Why was Asabor’s YouTube channel earning more money? YouTube pays creators a certain rate for videos monetized with ads, based on various factors, and a big one is the video’s audience demographic.
Asabor’s finance- and business-related videos target an older audience, which is favorable to Google’s advertisers. Her average viewer is someone who cares about financial education and the advertisements that play in her videos will often be for banks or stockbrokers, she said. These advertisers pay more than others because there are fewer videos on YouTube that attract their target audience.
The average rate YouTube pays a creator is their CPM, or cost per 1,000 views. This rate varies based on the type of content a YouTuber makes and the advertisers it attracts.
Asabor said before that moment, she had no idea what CPM was. After discovering that her friend earned an average $5 for every 1,000 views on YouTube (Asabor earns between $10 to mid $20), Asabor decided to do some research and soon learned how much a video’s subject mattered.
“It makes sense,” Asabor said. “But no one really thinks about it unless they are doing research on it.”

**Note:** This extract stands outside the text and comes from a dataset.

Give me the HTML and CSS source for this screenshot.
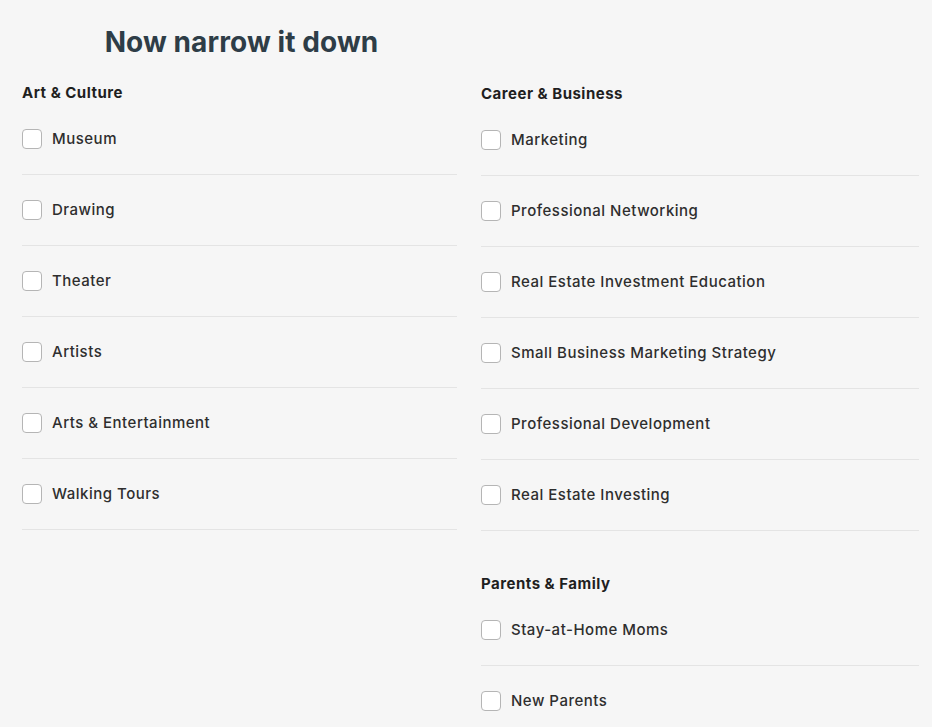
FILE: index.html
```html
<!DOCTYPE html>
<html>
<head>
<meta charset="utf-8">
<link rel="stylesheet" href="styles.css">
</head>
<body>
<div class="page">
  <div class="col">
    <h1 class="title">Now narrow it down</h1>
    <section class="group">
      <h2 class="group-title">Art &amp; Culture</h2>
      <ul class="list">
        <li class="row"><span class="box"></span><span class="label">Museum</span></li>
        <li class="row"><span class="box"></span><span class="label">Drawing</span></li>
        <li class="row"><span class="box"></span><span class="label">Theater</span></li>
        <li class="row"><span class="box"></span><span class="label">Artists</span></li>
        <li class="row"><span class="box"></span><span class="label">Arts &amp; Entertainment</span></li>
        <li class="row"><span class="box"></span><span class="label">Walking Tours</span></li>
      </ul>
    </section>
  </div>
  <div class="col col-right">
    <section class="group">
      <h2 class="group-title">Career &amp; Business</h2>
      <ul class="list">
        <li class="row"><span class="box"></span><span class="label">Marketing</span></li>
        <li class="row"><span class="box"></span><span class="label">Professional Networking</span></li>
        <li class="row"><span class="box"></span><span class="label">Real Estate Investment Education</span></li>
        <li class="row"><span class="box"></span><span class="label">Small Business Marketing Strategy</span></li>
        <li class="row"><span class="box"></span><span class="label">Professional Development</span></li>
        <li class="row"><span class="box"></span><span class="label">Real Estate Investing</span></li>
      </ul>
    </section>
    <section class="group group-next">
      <h2 class="group-title">Parents &amp; Family</h2>
      <ul class="list">
        <li class="row"><span class="box"></span><span class="label">Stay-at-Home Moms</span></li>
        <li class="row"><span class="box"></span><span class="label">New Parents</span></li>
      </ul>
    </section>
  </div>
</div>
</body>
</html>
```
FILE: styles.css
```css
html, body {
  margin: 0;
  padding: 0;
  background: #f6f6f6;
  font-family: Inter, "Liberation Sans", Arial, sans-serif;
  color: #2b2b2b;
}
.page {
  display: grid;
  grid-template-columns: 435px 438px;
  column-gap: 24px;
  padding: 0 13px 0 22px;
}
.col {
  display: flex;
  flex-direction: column;
}
.col-right {
  padding-top: 83px;
}
.title {
  margin: 24px 0 0;
  padding-left: 4px;
  height: 36px;
  line-height: 36px;
  text-align: center;
  font-size: 28px;
  font-weight: 700;
  color: #2e3d47;
  letter-spacing: 0.1px;
}
.group-title {
  margin: 0;
  height: 22px;
  line-height: 22px;
  font-size: 15px;
  font-weight: 700;
  color: #1f1f1f;
  letter-spacing: 0.5px;
}
.col .title + .group {
  margin-top: 22px;
}
.group-next {
  margin-top: 42px;
}
.list {
  list-style: none;
  margin: 0;
  padding: 0;
}
.row {
  display: flex;
  align-items: center;
  gap: 10px;
  height: 69px;
  padding-bottom: 1px;
  border-bottom: 1px solid #e4e4e4;
}
.box {
  width: 18px;
  height: 18px;
  border: 1px solid #b5b5b5;
  border-radius: 4px;
  background: #ffffff;
  flex: none;
}
.label {
  font-size: 15px;
  font-weight: 500;
  color: #2e2e2e;
  letter-spacing: 0.5px;
}
```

How much money Asabor earns from ads on YouTube
Asabor, 22, graduated from college in 2019 with a degree in biomedicine. Now she works full time as a YouTube creator and entrepreneur. She has 140,000 subscribers on her YouTube channel Lavish Ruby, which she started four years ago. She earns revenue from the ads that play in her videos, affiliate marketing, selling both a course and multiple products, speaking engagements (at universities like NYU and Rutgers), one-on-one coaching, and through brand sponsorships.
Asabor doesn’t have millions of followers, but she said she is still able to earn a six-figure income from her wide-ranging business. Her company, Lavish Life Brand, is a business directed towards her target audience demographic and it earns her more money than AdSense. One of her highest grossing months was in August 2019, with $55,000 in sales, she said.
Out of all her revenue streams, AdSense (the money earned off ads that play within a YouTube video) falls below her business, but above her other income streams, like one-on-one coaching and speaking engagements. For AdSense and sponsorships combined, she earns between $5,000 and $7,000 monthly (that doesn’t include coaching, speaking engagements, and her company).
“That’s since I changed my content to financial-related videos,” she said, adding that in college she didn’t pay much attention to AdSense as a source of revenue. Once Asabor realized that business-focused content made more money on YouTube, she decided to shift her focus from vlogs to videos on topics like finance and starting your own business.
Typically, Asabor said she will earn between $7 and $14 for every 1,000 views on YouTube — and her finance videos usually earn more, somewhere in the mid $20 range. For every 100,000 views, Asabor can expect to earn between $2,200 and $2,500, she said.
“That’s really high,” she added, and for a single video with that many views to earn that amount of money, it must have a CPM of around $20.
In comparison, her video on how to get a 4.0 GPA from a few years ago, which has 300,000 views, earned only around $2,000 because it wasn’t business-related. The most she’s earned from a single YouTube video is around $9,000, she said.
Asabor’s story shows that follower count isn’t always the deciding factor in whether someone can make a full-time living as an influencer. Her success has come from her focus on using the audience she has to make the most money possible, through off-YouTube revenue streams and understanding which kinds of YouTube videos earn more from ads.
“People that have 500,000 subscribers can still be making less than somebody that has 50,000,” she said.